** Begin Raw data **

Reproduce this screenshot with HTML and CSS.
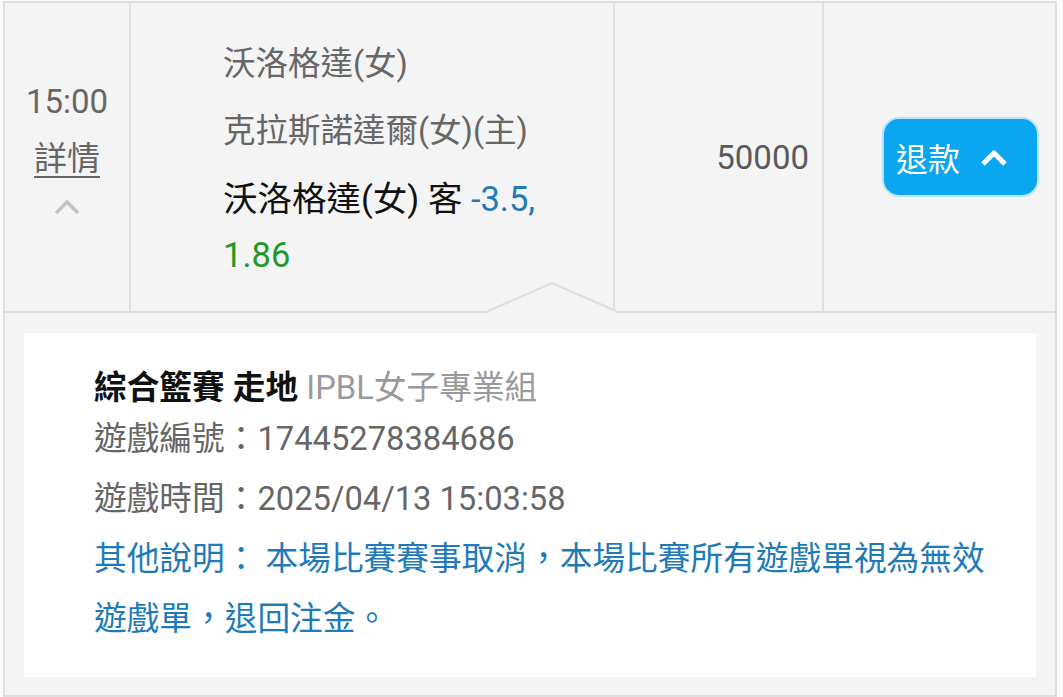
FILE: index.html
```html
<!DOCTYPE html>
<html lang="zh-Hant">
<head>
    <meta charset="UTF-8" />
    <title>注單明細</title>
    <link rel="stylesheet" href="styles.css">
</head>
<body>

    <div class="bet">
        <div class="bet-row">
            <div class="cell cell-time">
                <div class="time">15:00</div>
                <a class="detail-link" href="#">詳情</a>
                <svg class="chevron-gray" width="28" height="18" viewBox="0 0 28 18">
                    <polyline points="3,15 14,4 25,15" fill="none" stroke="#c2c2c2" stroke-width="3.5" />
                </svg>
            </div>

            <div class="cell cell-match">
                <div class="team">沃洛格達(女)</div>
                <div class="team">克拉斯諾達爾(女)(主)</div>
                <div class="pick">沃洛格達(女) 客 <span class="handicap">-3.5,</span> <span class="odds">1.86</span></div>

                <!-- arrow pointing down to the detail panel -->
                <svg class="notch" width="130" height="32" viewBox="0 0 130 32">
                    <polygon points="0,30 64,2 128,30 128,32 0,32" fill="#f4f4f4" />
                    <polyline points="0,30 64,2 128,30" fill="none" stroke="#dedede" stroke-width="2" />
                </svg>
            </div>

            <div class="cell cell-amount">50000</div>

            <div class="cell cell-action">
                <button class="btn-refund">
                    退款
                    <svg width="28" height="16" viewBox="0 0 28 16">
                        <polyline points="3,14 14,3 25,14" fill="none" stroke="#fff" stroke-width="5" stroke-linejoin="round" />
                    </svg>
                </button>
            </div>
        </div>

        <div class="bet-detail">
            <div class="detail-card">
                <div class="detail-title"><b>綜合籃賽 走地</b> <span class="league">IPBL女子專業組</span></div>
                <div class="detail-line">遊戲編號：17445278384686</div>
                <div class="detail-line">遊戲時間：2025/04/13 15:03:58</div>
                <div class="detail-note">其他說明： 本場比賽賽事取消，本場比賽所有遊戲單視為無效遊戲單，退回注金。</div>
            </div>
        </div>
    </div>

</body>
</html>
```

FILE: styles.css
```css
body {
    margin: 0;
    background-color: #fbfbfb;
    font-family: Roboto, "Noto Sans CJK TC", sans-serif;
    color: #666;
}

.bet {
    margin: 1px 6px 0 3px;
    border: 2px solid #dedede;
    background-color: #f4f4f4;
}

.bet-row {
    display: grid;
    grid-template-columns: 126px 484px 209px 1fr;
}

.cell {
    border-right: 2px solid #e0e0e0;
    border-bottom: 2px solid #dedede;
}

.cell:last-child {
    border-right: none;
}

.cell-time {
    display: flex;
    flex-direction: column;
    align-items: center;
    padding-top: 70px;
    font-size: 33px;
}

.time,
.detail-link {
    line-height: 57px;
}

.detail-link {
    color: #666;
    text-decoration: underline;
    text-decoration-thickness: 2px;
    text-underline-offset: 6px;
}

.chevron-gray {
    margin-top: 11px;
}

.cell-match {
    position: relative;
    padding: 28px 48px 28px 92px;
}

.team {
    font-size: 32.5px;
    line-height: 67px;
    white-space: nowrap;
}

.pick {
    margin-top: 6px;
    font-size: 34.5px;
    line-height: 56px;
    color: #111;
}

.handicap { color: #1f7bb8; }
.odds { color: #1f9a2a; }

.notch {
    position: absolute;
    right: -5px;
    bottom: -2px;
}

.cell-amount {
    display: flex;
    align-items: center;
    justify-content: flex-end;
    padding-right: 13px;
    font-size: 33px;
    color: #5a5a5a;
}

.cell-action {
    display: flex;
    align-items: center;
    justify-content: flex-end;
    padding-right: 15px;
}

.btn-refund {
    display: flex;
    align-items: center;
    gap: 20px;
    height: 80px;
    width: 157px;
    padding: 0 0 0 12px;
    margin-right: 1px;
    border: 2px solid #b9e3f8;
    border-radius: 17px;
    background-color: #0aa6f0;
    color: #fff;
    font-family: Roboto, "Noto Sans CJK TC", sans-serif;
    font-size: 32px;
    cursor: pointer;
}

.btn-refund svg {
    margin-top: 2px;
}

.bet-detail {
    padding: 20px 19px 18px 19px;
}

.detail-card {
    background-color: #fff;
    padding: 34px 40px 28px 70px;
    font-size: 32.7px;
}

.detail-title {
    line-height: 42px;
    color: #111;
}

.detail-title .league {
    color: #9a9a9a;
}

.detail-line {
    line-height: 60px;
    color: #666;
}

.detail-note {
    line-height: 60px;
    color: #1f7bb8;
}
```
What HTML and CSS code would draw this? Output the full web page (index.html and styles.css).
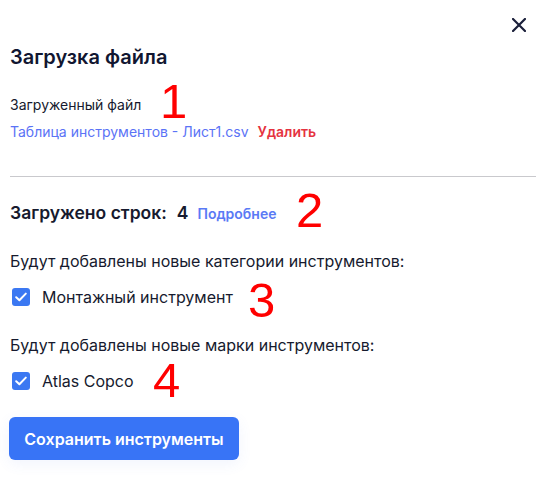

** End Raw data **

Task: Quote every record above exactly, omitting any pictures they contain.

Solution to the problem:
Reproduce this screenshot with HTML and CSS.
FILE: index.html
```html
<!DOCTYPE html>
<html lang="zh-Hant">
<head>
    <meta charset="UTF-8" />
    <title>注單明細</title>
    <link rel="stylesheet" href="styles.css">
</head>
<body>

    <div class="bet">
        <div class="bet-row">
            <div class="cell cell-time">
                <div class="time">15:00</div>
                <a class="detail-link" href="#">詳情</a>
                <svg class="chevron-gray" width="28" height="18" viewBox="0 0 28 18">
                    <polyline points="3,15 14,4 25,15" fill="none" stroke="#c2c2c2" stroke-width="3.5" />
                </svg>
            </div>

            <div class="cell cell-match">
                <div class="team">沃洛格達(女)</div>
                <div class="team">克拉斯諾達爾(女)(主)</div>
                <div class="pick">沃洛格達(女) 客 <span class="handicap">-3.5,</span> <span class="odds">1.86</span></div>

                <!-- arrow pointing down to the detail panel -->
                <svg class="notch" width="130" height="32" viewBox="0 0 130 32">
                    <polygon points="0,30 64,2 128,30 128,32 0,32" fill="#f4f4f4" />
                    <polyline points="0,30 64,2 128,30" fill="none" stroke="#dedede" stroke-width="2" />
                </svg>
            </div>

            <div class="cell cell-amount">50000</div>

            <div class="cell cell-action">
                <button class="btn-refund">
                    退款
                    <svg width="28" height="16" viewBox="0 0 28 16">
                        <polyline points="3,14 14,3 25,14" fill="none" stroke="#fff" stroke-width="5" stroke-linejoin="round" />
                    </svg>
                </button>
            </div>
        </div>

        <div class="bet-detail">
            <div class="detail-card">
                <div class="detail-title"><b>綜合籃賽 走地</b> <span class="league">IPBL女子專業組</span></div>
                <div class="detail-line">遊戲編號：17445278384686</div>
                <div class="detail-line">遊戲時間：2025/04/13 15:03:58</div>
                <div class="detail-note">其他說明： 本場比賽賽事取消，本場比賽所有遊戲單視為無效遊戲單，退回注金。</div>
            </div>
        </div>
    </div>

</body>
</html>
```

FILE: styles.css
```css
body {
    margin: 0;
    background-color: #fbfbfb;
    font-family: Roboto, "Noto Sans CJK TC", sans-serif;
    color: #666;
}

.bet {
    margin: 1px 6px 0 3px;
    border: 2px solid #dedede;
    background-color: #f4f4f4;
}

.bet-row {
    display: grid;
    grid-template-columns: 126px 484px 209px 1fr;
}

.cell {
    border-right: 2px solid #e0e0e0;
    border-bottom: 2px solid #dedede;
}

.cell:last-child {
    border-right: none;
}

.cell-time {
    display: flex;
    flex-direction: column;
    align-items: center;
    padding-top: 70px;
    font-size: 33px;
}

.time,
.detail-link {
    line-height: 57px;
}

.detail-link {
    color: #666;
    text-decoration: underline;
    text-decoration-thickness: 2px;
    text-underline-offset: 6px;
}

.chevron-gray {
    margin-top: 11px;
}

.cell-match {
    position: relative;
    padding: 28px 48px 28px 92px;
}

.team {
    font-size: 32.5px;
    line-height: 67px;
    white-space: nowrap;
}

.pick {
    margin-top: 6px;
    font-size: 34.5px;
    line-height: 56px;
    color: #111;
}

.handicap { color: #1f7bb8; }
.odds { color: #1f9a2a; }

.notch {
    position: absolute;
    right: -5px;
    bottom: -2px;
}

.cell-amount {
    display: flex;
    align-items: center;
    justify-content: flex-end;
    padding-right: 13px;
    font-size: 33px;
    color: #5a5a5a;
}

.cell-action {
    display: flex;
    align-items: center;
    justify-content: flex-end;
    padding-right: 15px;
}

.btn-refund {
    display: flex;
    align-items: center;
    gap: 20px;
    height: 80px;
    width: 157px;
    padding: 0 0 0 12px;
    margin-right: 1px;
    border: 2px solid #b9e3f8;
    border-radius: 17px;
    background-color: #0aa6f0;
    color: #fff;
    font-family: Roboto, "Noto Sans CJK TC", sans-serif;
    font-size: 32px;
    cursor: pointer;
}

.btn-refund svg {
    margin-top: 2px;
}

.bet-detail {
    padding: 20px 19px 18px 19px;
}

.detail-card {
    background-color: #fff;
    padding: 34px 40px 28px 70px;
    font-size: 32.7px;
}

.detail-title {
    line-height: 42px;
    color: #111;
}

.detail-title .league {
    color: #9a9a9a;
}

.detail-line {
    line-height: 60px;
    color: #666;
}

.detail-note {
    line-height: 60px;
    color: #1f7bb8;
}
```
What HTML and CSS code would draw this? Output the full web page (index.html and styles.css).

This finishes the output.